New Delhi: The US has said it is committed to building a defence relationship with India based co-development and innovation after the two countries signed a Statement of Intent to strengthen dialogue on defence technology cooperation.
"US committed to building a defence relationship with India grounded in co-development & innovation. DoD U/S Lord's recent Delhi visit made significant contributions to furthering Defense Trade & Technology Initiative, including projects like Lightweight Small Arms Technologies," a Twitter post by the Bureau of South and Central Asian Affairs said on Sunday.
The statement of intent or SOI was signed between India and the US during the ninth meeting of Defence Technology and Trade Initiative (DTTI) group, on 24 October. It was co-chaired by Subhash Chandra, Secretary, Defence Production, in India’s defence ministry and Ellen M Lord, Under Secretary of Defense for Acquisition and Sustainment, from the US Department of Defence. The SOI aims to strengthen dialogue on defence technology cooperation in specific programmes like including Lightweight Small Arms Technologies (LSAT).

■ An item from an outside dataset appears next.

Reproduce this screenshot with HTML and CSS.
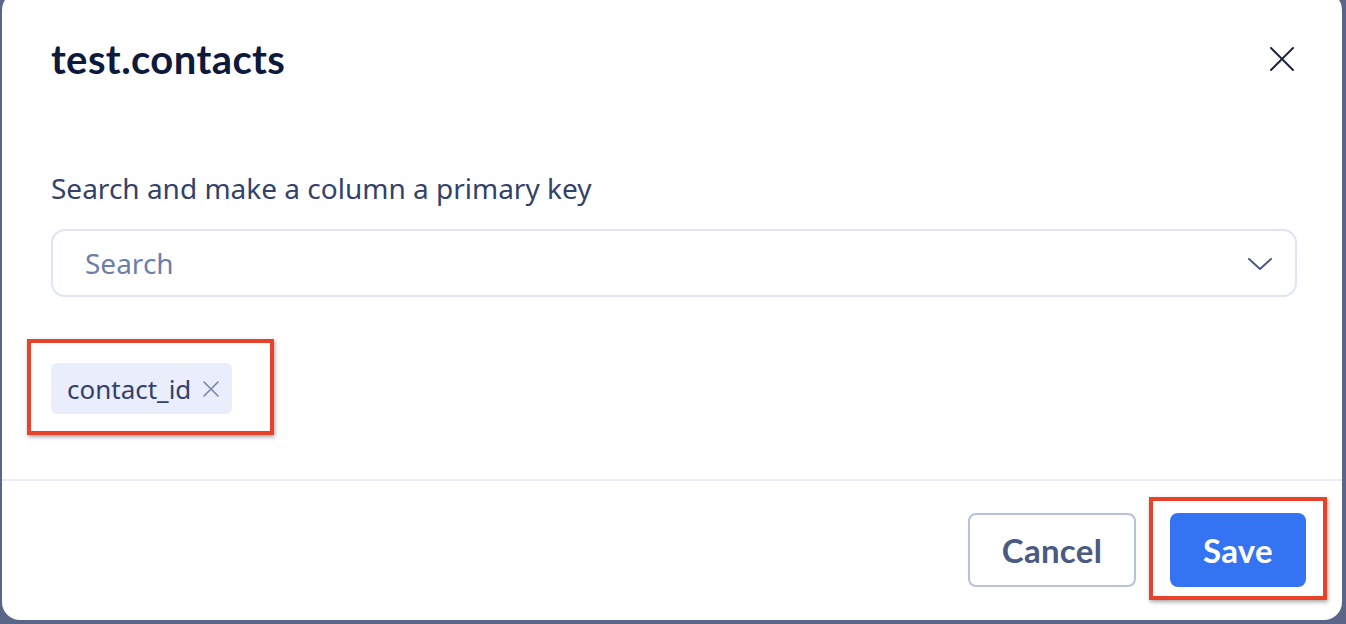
FILE: index.html
```html
<!DOCTYPE html>
<html>
<head>
<meta charset="utf-8">
<link rel="stylesheet" href="styles.css">
</head>
<body>
<div class="modal">
  <div class="modal-header">
    <h1 class="title">test.contacts</h1>
    <button class="close" aria-label="Close">
      <svg width="26" height="26" viewBox="0 0 26 26"><path d="M2 2 L24 24 M24 2 L2 24" stroke="#1d2540" stroke-width="2" stroke-linecap="round"/></svg>
    </button>
  </div>
  <div class="modal-body">
    <label class="field-label">Search and make a column a primary key</label>
    <div class="select">
      <span class="placeholder">Search</span>
      <svg class="chevron" width="26" height="16" viewBox="0 0 26 16"><path d="M2 3 L13 13 L24 3" fill="none" stroke="#4a5a80" stroke-width="2" stroke-linecap="round" stroke-linejoin="round"/></svg>
    </div>
    <div class="chips">
      <div class="chip-wrap">
        <span class="chip">contact_id
          <svg class="chip-x" width="18" height="18" viewBox="0 0 18 18"><path d="M2 2 L16 16 M16 2 L2 16" stroke="#7a86a8" stroke-width="1.6" stroke-linecap="round"/></svg>
        </span>
        <span class="annot annot-chip"></span>
      </div>
    </div>
  </div>
  <div class="modal-footer">
    <button class="btn btn-cancel">Cancel</button>
    <div class="save-wrap">
      <button class="btn btn-save">Save</button>
      <span class="annot annot-save"></span>
    </div>
  </div>
</div>
</body>
</html>
```

FILE: styles.css
```css
html, body {
  margin: 0;
  padding: 0;
  height: 100%;
  overflow: hidden;
}
body {
  background: #5a6587;
  padding: 0 4px 4px 2px;
  box-sizing: border-box;
}
.modal {
  margin-top: -8px;
  width: 1340px;
  height: 628px;
  background: #ffffff;
  border-radius: 18px;
  display: flex;
  flex-direction: column;
  box-sizing: border-box;
}
.modal-header {
  display: flex;
  align-items: center;
  justify-content: space-between;
  padding: 45px 47px 0 49px;
}
.title {
  margin: 0;
  font-family: "Lato", "Liberation Sans", sans-serif;
  font-weight: 700;
  font-size: 40px;
  line-height: 44px;
  color: #0e1a3c;
  letter-spacing: 0.4px;
}
.close {
  border: none;
  background: none;
  padding: 0;
  width: 26px;
  height: 26px;
  display: flex;
}
.modal-body {
  padding: 90px 45px 0 49px;
  display: flex;
  flex-direction: column;
}
.field-label {
  font-family: "Noto Sans", "Liberation Sans", sans-serif;
  font-size: 28px;
  line-height: 34px;
  color: #33426b;
}
.select {
  margin-top: 24px;
  height: 68px;
  border: 2px solid #dfe4f6;
  border-radius: 14px;
  box-sizing: border-box;
  display: flex;
  align-items: center;
  justify-content: space-between;
  padding: 0 22px 0 32px;
}
.placeholder {
  font-family: "Noto Sans", "Liberation Sans", sans-serif;
  font-size: 28px;
  color: #6d7fa8;
}
.chevron {
  margin-top: 2px;
}
.chips {
  margin-top: 66px;
  display: flex;
}
.chip-wrap {
  position: relative;
}
.chip {
  display: flex;
  align-items: center;
  gap: 11px;
  height: 51px;
  box-sizing: border-box;
  padding: 0 12px 0 16px;
  background: #eaedfb;
  border-radius: 6px;
  font-family: "Noto Sans", "Liberation Sans", sans-serif;
  font-size: 26px;
  color: #33416b;
}
.annot {
  position: absolute;
  border: 4px solid #e8432a;
  box-shadow: 1px 2px 4px rgba(0, 0, 0, 0.35);
  pointer-events: none;
}
.annot-chip {
  left: -24px;
  top: -24px;
  right: -42px;
  bottom: -21px;
}
.modal-footer {
  margin-top: 65px;
  border-top: 2px solid #ebeef9;
  display: flex;
  justify-content: flex-end;
  align-items: center;
  gap: 34px;
  padding: 32px 36px 0 0;
}
.btn {
  height: 74px;
  border-radius: 8px;
  font-family: "Lato", "Liberation Sans", sans-serif;
  font-weight: 700;
  font-size: 33px;
  box-sizing: border-box;
  cursor: pointer;
  letter-spacing: 0.3px;
}
.btn-cancel {
  width: 168px;
  background: #ffffff;
  border: 2px solid #b7c1d9;
  color: #4a5a80;
}
.save-wrap {
  position: relative;
}
.btn-save {
  width: 136px;
  background: #3473f2;
  border: none;
  color: #ffffff;
  display: block;
}
.annot-save {
  left: -21px;
  top: -16px;
  right: -21px;
  bottom: -13px;
}
```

DTTI group meetings are held twice a year with the aim of strengthening the bilateral defence trade relationship and create opportunities for co-production and co-development of defence equipment.
India was named a major defence partner of the US in 2016, a designation that allows India to buy more advanced and sensitive technologies from the US at par with that of Washington’s closest allies and partners. It also ensures a deepening of cooperation in the fields of co-production.
India signed the Communications Compatibility and Security Agreement (COMCASA) last year which now allows the US to share highly coded communication equipment with the military platforms sold to India.
In August last year, the US granted India Strategic Trade Authority Tier 1 status -- allowing U.S. companies to export a greater range of dual-use and high-technology items to India under streamlined processes. This has put India on par with North Atlantic Treaty Organisation allies of the US – like Japan, South Korea and Australia.
Taken together, the developments show warming ties between India and the US, countries that were once known as “estranged democracies" for being on opposite sides during the Cold War years. India was then seen as close to the erstwhile Soviet Union while the US was seen as an ally of Pakistan.
According to US Department of Defence Under Secretary Lord, “bilateral defence trade, essentially zero in 2008, will reach an estimated $18 billion later this year."